__WHAT YOU NEED TO DO__: Without including any images, reproduce each entry exactly.

__RECORDS SUPPLIED__:
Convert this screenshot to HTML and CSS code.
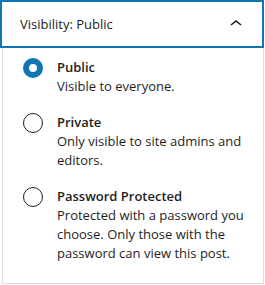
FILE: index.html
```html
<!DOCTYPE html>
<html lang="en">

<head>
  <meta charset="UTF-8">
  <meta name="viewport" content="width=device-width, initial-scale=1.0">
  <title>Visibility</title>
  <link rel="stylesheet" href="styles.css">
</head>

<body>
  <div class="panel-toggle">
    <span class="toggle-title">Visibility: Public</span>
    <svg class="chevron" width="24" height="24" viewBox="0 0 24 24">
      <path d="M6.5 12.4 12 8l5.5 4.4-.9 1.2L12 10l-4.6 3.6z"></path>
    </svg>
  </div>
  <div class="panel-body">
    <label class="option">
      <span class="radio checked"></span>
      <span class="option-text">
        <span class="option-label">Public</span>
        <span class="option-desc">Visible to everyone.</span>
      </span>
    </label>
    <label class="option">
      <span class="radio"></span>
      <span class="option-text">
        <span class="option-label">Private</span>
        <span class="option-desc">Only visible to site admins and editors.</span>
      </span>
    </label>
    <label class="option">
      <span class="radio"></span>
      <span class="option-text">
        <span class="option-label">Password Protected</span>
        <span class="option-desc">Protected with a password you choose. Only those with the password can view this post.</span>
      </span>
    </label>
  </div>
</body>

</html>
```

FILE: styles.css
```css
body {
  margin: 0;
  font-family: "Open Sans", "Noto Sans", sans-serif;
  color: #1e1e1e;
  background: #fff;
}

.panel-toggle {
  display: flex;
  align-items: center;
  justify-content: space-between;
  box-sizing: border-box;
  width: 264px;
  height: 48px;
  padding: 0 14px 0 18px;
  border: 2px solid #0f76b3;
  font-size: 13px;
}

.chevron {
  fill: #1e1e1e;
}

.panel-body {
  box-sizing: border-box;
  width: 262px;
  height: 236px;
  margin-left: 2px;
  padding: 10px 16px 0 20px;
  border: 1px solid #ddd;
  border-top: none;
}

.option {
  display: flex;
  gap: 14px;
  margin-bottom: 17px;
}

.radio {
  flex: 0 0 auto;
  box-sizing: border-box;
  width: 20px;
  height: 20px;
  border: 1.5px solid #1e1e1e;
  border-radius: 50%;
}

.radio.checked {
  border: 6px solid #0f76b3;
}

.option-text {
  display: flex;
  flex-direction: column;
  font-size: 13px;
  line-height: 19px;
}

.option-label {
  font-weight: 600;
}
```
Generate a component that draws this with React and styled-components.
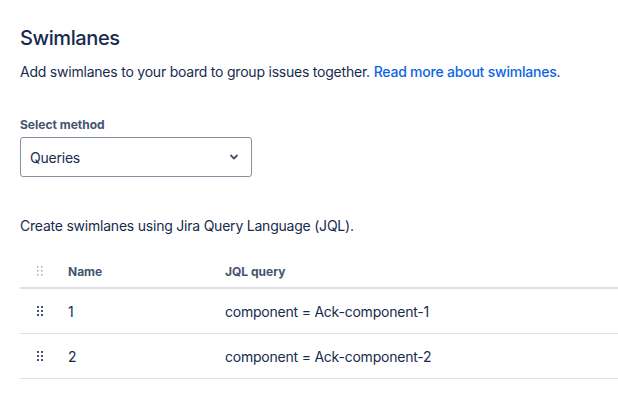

__SOLUTION TO THIS TASK__:
Convert this screenshot to HTML and CSS code.
FILE: index.html
```html
<!DOCTYPE html>
<html lang="en">

<head>
  <meta charset="UTF-8">
  <meta name="viewport" content="width=device-width, initial-scale=1.0">
  <title>Visibility</title>
  <link rel="stylesheet" href="styles.css">
</head>

<body>
  <div class="panel-toggle">
    <span class="toggle-title">Visibility: Public</span>
    <svg class="chevron" width="24" height="24" viewBox="0 0 24 24">
      <path d="M6.5 12.4 12 8l5.5 4.4-.9 1.2L12 10l-4.6 3.6z"></path>
    </svg>
  </div>
  <div class="panel-body">
    <label class="option">
      <span class="radio checked"></span>
      <span class="option-text">
        <span class="option-label">Public</span>
        <span class="option-desc">Visible to everyone.</span>
      </span>
    </label>
    <label class="option">
      <span class="radio"></span>
      <span class="option-text">
        <span class="option-label">Private</span>
        <span class="option-desc">Only visible to site admins and editors.</span>
      </span>
    </label>
    <label class="option">
      <span class="radio"></span>
      <span class="option-text">
        <span class="option-label">Password Protected</span>
        <span class="option-desc">Protected with a password you choose. Only those with the password can view this post.</span>
      </span>
    </label>
  </div>
</body>

</html>
```

FILE: styles.css
```css
body {
  margin: 0;
  font-family: "Open Sans", "Noto Sans", sans-serif;
  color: #1e1e1e;
  background: #fff;
}

.panel-toggle {
  display: flex;
  align-items: center;
  justify-content: space-between;
  box-sizing: border-box;
  width: 264px;
  height: 48px;
  padding: 0 14px 0 18px;
  border: 2px solid #0f76b3;
  font-size: 13px;
}

.chevron {
  fill: #1e1e1e;
}

.panel-body {
  box-sizing: border-box;
  width: 262px;
  height: 236px;
  margin-left: 2px;
  padding: 10px 16px 0 20px;
  border: 1px solid #ddd;
  border-top: none;
}

.option {
  display: flex;
  gap: 14px;
  margin-bottom: 17px;
}

.radio {
  flex: 0 0 auto;
  box-sizing: border-box;
  width: 20px;
  height: 20px;
  border: 1.5px solid #1e1e1e;
  border-radius: 50%;
}

.radio.checked {
  border: 6px solid #0f76b3;
}

.option-text {
  display: flex;
  flex-direction: column;
  font-size: 13px;
  line-height: 19px;
}

.option-label {
  font-weight: 600;
}
```
Generate a component that draws this with React and styled-components.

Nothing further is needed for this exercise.